The primary question in this appeal is whether the trial Court, in the exercise of its equitable jurisdiction, committed an abuse of discretion in refusing to enjoin the City of Atlanta, through its Board of Zoning Appeals and its Building Inspector, from attempting to in anywise enforce the Zoning Ordinances of the City against the appellants. This was part of the relief for which the appellants prayed.

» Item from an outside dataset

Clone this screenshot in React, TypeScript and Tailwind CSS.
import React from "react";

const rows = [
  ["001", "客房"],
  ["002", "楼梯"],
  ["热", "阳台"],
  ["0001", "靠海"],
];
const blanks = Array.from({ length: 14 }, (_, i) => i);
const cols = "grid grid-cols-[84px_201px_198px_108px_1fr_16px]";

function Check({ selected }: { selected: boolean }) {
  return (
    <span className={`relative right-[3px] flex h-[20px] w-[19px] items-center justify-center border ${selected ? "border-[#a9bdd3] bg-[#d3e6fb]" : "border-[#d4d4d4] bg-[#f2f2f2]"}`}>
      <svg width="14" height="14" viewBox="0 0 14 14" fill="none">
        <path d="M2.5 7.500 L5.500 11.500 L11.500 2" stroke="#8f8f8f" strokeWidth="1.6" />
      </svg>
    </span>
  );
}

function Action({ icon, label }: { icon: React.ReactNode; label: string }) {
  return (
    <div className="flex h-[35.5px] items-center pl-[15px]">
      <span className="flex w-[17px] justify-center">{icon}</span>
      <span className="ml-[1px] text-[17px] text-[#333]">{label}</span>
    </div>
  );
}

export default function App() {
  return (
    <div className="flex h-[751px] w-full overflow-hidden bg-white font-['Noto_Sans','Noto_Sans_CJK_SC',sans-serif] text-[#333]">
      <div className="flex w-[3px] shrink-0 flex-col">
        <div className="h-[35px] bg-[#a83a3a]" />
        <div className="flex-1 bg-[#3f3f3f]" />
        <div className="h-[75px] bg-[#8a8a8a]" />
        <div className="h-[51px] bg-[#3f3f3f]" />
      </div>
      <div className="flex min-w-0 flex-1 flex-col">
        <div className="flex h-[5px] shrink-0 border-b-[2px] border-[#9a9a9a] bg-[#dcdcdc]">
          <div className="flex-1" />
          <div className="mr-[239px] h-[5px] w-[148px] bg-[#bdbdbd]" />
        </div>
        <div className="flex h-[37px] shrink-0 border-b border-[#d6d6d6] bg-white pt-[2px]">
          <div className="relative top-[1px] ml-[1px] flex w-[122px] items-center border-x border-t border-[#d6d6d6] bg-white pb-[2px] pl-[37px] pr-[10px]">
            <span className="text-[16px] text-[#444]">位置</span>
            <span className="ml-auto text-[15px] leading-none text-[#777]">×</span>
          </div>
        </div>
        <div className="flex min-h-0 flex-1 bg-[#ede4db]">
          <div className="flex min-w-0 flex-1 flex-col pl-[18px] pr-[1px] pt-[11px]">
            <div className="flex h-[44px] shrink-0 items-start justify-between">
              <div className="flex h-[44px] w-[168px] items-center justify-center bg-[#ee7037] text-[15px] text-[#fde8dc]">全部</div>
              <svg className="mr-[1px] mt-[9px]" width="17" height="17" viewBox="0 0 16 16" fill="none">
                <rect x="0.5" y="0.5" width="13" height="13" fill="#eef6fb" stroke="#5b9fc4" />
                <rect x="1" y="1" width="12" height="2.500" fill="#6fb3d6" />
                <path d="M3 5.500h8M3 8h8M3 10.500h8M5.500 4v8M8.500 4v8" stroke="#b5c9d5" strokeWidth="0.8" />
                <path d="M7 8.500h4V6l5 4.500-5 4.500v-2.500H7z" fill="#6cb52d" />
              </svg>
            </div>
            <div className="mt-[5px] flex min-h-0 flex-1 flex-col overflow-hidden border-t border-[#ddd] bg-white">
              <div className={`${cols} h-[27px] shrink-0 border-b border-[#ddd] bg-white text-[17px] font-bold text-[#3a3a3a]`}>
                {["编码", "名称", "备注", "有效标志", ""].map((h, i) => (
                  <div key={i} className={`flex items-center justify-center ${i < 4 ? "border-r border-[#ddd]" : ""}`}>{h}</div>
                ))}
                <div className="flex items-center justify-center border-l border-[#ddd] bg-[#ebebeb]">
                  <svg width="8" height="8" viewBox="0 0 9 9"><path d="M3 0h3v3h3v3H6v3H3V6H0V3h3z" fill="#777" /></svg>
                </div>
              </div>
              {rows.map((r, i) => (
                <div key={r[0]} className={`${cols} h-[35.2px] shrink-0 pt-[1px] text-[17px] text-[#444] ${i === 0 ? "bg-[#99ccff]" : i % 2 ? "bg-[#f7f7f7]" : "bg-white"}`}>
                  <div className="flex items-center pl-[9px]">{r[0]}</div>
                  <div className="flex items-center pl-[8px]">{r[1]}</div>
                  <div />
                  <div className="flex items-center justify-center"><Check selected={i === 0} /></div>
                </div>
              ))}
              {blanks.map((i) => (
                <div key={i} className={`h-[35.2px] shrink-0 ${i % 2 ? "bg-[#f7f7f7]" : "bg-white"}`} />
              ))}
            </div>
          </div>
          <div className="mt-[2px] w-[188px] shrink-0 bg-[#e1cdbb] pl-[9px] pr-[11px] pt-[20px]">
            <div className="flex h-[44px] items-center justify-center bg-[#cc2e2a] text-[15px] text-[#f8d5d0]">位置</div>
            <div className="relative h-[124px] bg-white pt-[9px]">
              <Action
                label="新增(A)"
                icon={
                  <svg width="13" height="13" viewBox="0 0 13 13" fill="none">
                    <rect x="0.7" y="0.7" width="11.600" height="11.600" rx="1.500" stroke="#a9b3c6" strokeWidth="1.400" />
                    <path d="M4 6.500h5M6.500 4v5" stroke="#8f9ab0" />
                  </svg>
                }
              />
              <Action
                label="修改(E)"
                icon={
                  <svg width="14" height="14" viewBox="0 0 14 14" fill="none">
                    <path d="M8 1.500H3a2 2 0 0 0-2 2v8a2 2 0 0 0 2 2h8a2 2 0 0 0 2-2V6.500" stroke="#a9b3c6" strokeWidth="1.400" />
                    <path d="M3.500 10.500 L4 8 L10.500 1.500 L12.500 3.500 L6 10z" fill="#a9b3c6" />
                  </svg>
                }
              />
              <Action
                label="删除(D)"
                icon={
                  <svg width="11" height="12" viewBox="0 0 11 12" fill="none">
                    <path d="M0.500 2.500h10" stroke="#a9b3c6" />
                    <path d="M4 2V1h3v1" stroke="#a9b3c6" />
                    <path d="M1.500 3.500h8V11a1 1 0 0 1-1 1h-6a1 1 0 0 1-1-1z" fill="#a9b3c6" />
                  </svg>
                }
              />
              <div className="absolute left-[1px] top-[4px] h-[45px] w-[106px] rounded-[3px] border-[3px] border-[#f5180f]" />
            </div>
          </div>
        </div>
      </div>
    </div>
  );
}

We hold that under the circumstances present there was no abuse of discretion.


The proceeding arose by the filing of a complaint for injunction and declaratory judgment by named plaintiffs as members of, or, Jehovah's Witnesses, for themselves and as a class action for all others of "Jehovah's Witnesses similarly situated in the State of Georgia and particularly the said federal Northern District of Georgia." Appellant Timothy Galfas sued "herein also as a trustee for the congregation of Jehovah's Witnesses located in the City of Atlanta, including the other named plaintiffs, by reason of the fact that he holds title as trustee for said plaintiffs to the property hereinafter described." The action was expressly brought to redress deprivation of plaintiffs' civil and property rights by defendants in interfering with lawful religious assemblies, and the court was asked to "vindicate plaintiffs", and to declare their specified rights had been wrongfully interfered with contrary to the Civil Rights Acts,1 and the provisions of the First and Fourteenth Amendments to the Constitution of the United States and to enjoin such interference. Jurisdiction, by virtue of Section 1343 of Title 28 U.S.C., is predicated upon the claim of these Federal questions.

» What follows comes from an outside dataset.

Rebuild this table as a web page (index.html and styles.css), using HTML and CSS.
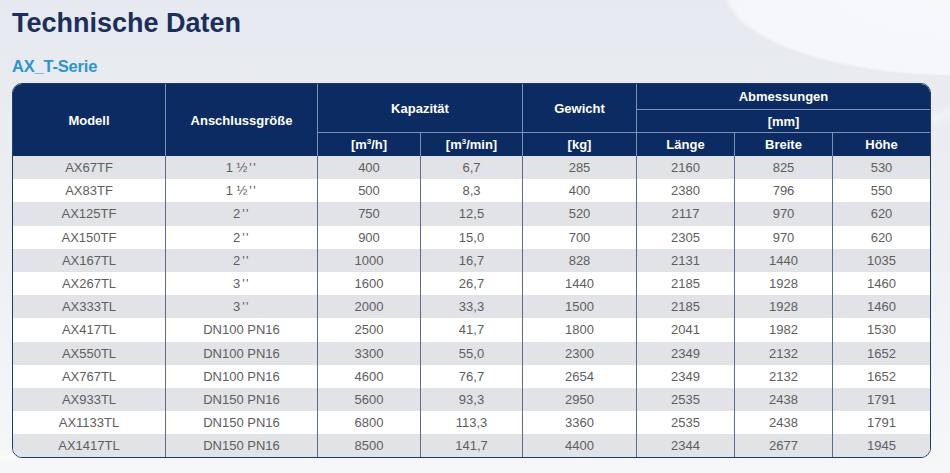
FILE: index.html
```html
<!DOCTYPE html>
<html lang="de">
<head>
<meta charset="utf-8">
<title>Technische Daten</title>
<link rel="stylesheet" href="styles.css">
</head>
<body>
<div class="page">
  <h1 class="title">Technische Daten</h1>
  <h2 class="subtitle">AX_T-Serie</h2>
  <div class="table-wrap">
    <table class="spec">
      <colgroup>
        <col class="c1"><col class="c2"><col class="c3"><col class="c4"><col class="c5"><col class="c6"><col class="c7"><col class="c8">
      </colgroup>
      <thead>
        <tr class="h1">
          <th rowspan="3">Modell</th>
          <th rowspan="3">Anschlussgröße</th>
          <th colspan="2" rowspan="2" class="hb">Kapazität</th>
          <th rowspan="2" class="hb">Gewicht</th>
          <th colspan="3" class="hb last">Abmessungen</th>
        </tr>
        <tr class="h2">
          <th colspan="3" class="hb last">[mm]</th>
        </tr>
        <tr class="h3">
          <th>[m<sup>3</sup>/h]</th>
          <th>[m<sup>3</sup>/min]</th>
          <th>[kg]</th>
          <th>Länge</th>
          <th>Breite</th>
          <th class="last">Höhe</th>
        </tr>
      </thead>
      <tbody>
        <tr><td>AX67TF</td><td>1 ½<span class="q">''</span></td><td>400</td><td>6,7</td><td>285</td><td>2160</td><td>825</td><td>530</td></tr>
        <tr><td>AX83TF</td><td>1 ½<span class="q">''</span></td><td>500</td><td>8,3</td><td>400</td><td>2380</td><td>796</td><td>550</td></tr>
        <tr><td>AX125TF</td><td>2<span class="q">''</span></td><td>750</td><td>12,5</td><td>520</td><td>2117</td><td>970</td><td>620</td></tr>
        <tr><td>AX150TF</td><td>2<span class="q">''</span></td><td>900</td><td>15,0</td><td>700</td><td>2305</td><td>970</td><td>620</td></tr>
        <tr><td>AX167TL</td><td>2<span class="q">''</span></td><td>1000</td><td>16,7</td><td>828</td><td>2131</td><td>1440</td><td>1035</td></tr>
        <tr><td>AX267TL</td><td>3<span class="q">''</span></td><td>1600</td><td>26,7</td><td>1440</td><td>2185</td><td>1928</td><td>1460</td></tr>
        <tr><td>AX333TL</td><td>3<span class="q">''</span></td><td>2000</td><td>33,3</td><td>1500</td><td>2185</td><td>1928</td><td>1460</td></tr>
        <tr><td>AX417TL</td><td>DN100 PN16</td><td>2500</td><td>41,7</td><td>1800</td><td>2041</td><td>1982</td><td>1530</td></tr>
        <tr><td>AX550TL</td><td>DN100 PN16</td><td>3300</td><td>55,0</td><td>2300</td><td>2349</td><td>2132</td><td>1652</td></tr>
        <tr><td>AX767TL</td><td>DN100 PN16</td><td>4600</td><td>76,7</td><td>2654</td><td>2349</td><td>2132</td><td>1652</td></tr>
        <tr><td>AX933TL</td><td>DN150 PN16</td><td>5600</td><td>93,3</td><td>2950</td><td>2535</td><td>2438</td><td>1791</td></tr>
        <tr><td>AX1133TL</td><td>DN150 PN16</td><td>6800</td><td>113,3</td><td>3360</td><td>2535</td><td>2438</td><td>1791</td></tr>
        <tr><td>AX1417TL</td><td>DN150 PN16</td><td>8500</td><td>141,7</td><td>4400</td><td>2344</td><td>2677</td><td>1945</td></tr>
      </tbody>
    </table>
  </div>
</div>
</body>
</html>
```

FILE: styles.css
```css
html, body {
  margin: 0;
  padding: 0;
}
body {
  width: 950px;
  height: 473px;
  overflow: hidden;
  font-family: "Liberation Sans", Arial, sans-serif;
  background:
    radial-gradient(ellipse 330px 120px at 960px -10px, rgba(250,251,253,0.9) 0%, rgba(248,249,252,0.85) 70%, rgba(248,249,252,0) 72%),
    linear-gradient(160deg, rgba(255,255,255,0) 55%, rgba(255,255,255,0.35) 56%, rgba(255,255,255,0) 57.5%),
    linear-gradient(180deg, #e6e9ef 0%, #eceef2 45%, #f6f7f9 100%);
}
.page {
  padding: 10px 12px 0 12px;
}
.title {
  margin: 0;
  font-size: 27px;
  line-height: 27px;
  font-weight: bold;
  color: #1b2e5c;
}
.subtitle {
  margin: 21px 0 0 0;
  font-size: 16.5px;
  line-height: 16px;
  font-weight: bold;
  color: #2d94d1;
  letter-spacing: -0.2px;
}
.table-wrap {
  margin-top: 9px;
  width: 917px;
  border: 1px solid #203a6b;
  border-radius: 10px;
  overflow: hidden;
  background: #fff;
}
.spec {
  width: 917px;
  table-layout: fixed;
  border-collapse: separate;
  border-spacing: 0;
  font-size: 13px;
}
.c1 { width: 153px; }
.c2 { width: 152px; }
.c3 { width: 103px; }
.c4 { width: 102px; }
.c5 { width: 114px; }
.c6 { width: 98px; }
.c7 { width: 98px; }
.c8 { width: 97px; }

.spec th {
  background: #0c2b63;
  color: #ffffff;
  font-weight: bold;
  font-size: 13px;
  padding: 0;
  border-right: 1px solid #7f90b3;
  text-align: center;
}
.spec th.last { border-right: none; }
.spec th.hb { border-bottom: 1px solid #7f90b3; }
.spec tr.h1 th { height: 25px; }
.spec tr.h2 th { height: 22px; }
.spec tr.h3 th { height: 23px; }
.spec th sup {
  font-size: 8px;
  line-height: 0;
  vertical-align: 5px;
}
.spec td {
  height: 23.2px;
  padding: 0;
  text-align: center;
  color: #5e5e5e;
  font-size: 13px;
  border-right: 1px solid #5a6d8e;
}
.spec td .q {
  margin-left: 2px;
  letter-spacing: 1.5px;
}
.spec td:last-child { border-right: none; }
.spec tbody tr:nth-child(odd) td { background: #e1e3e7; }
.spec tbody tr:nth-child(even) td { background: #ffffff; }
```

After relating the engagement of plaintiffs as ministers "engaged in the charitable work of preaching the gospel of God's Kingdom in Atlanta" both, by missionary work publicly and from house to house, and by the maintenance and operation of places of worship which have been carried on in the City of Atlanta for many years, the complaint details the purchases of, and unsuccessful attempts to secure permits for building a church on, two described lots in the City of Atlanta. One will be referred to as the Juniper Street lot; the other as the Gordon Street property. A third property, on Flat Shoals Avenue, was purchased and was in use, but because of the specified arbitrary and unconstitutional action of defendants in refusing the two permits applied for, plaintiffs made no attempt to comply with any zoning ordinance or regulations of the defendants with reference to a permit at this location, "but have, on the contrary, proceeded to maintain a church" there without a permit. They have likewise been carrying on such services and maintaining a place of religious assembly at the Gordon Street property notwithstanding the denial of their application for a permit to convert the premises into a church. The defendants have notified plaintiffs to discontinue the maintenance of such places and that in default "the defendants will proceed as the law directs." The Juniper Street lot was sold following the determination, adversely to the contentions of appellant Galfas, of litigation in the State Courts seeking to require the issuance of the permit sought.2


The complaint sets forth the charter provisions of the City of Atlanta authorizing zoning; the creation of the defendant Board; and provisions of the zoning ordinances establishing use groups. It appears that churches are placed in "Class U7 Uses"3 and require a special permit4 which may be granted by the Board of Zoning Appeals "provided such use in such location will in the judgment of the Board of Zoning Appeals substantially serve the public convenience and welfare and will not substantially and permanently injure the appropriate use of the neighboring property." These provisions, and also one which purports to authorize such Board to condition the grant of a permit upon the adequacy of "off street" parking provided,5 are attacked as void on their face because an abridgement of plaintiffs' right to freedom of assembly and freedom of worship. The broad basis of this claim is that the City can place no restriction upon the location of a place of religious worship. As an alternative ground of attack it is asserted that the provisions of the ordinances as construed, applied, and enforced against plaintiffs by defendants are void upon the same grounds, and deprive plaintiffs of their liberty and property without due process of law; deny them equal protection of the law, and have been discriminatorily enforced and applied against plaintiffs. Reasons why these grounds of attack are claimed to be true, and why such conduct further constitutes the deprivation of plaintiffs' rights, are set forth.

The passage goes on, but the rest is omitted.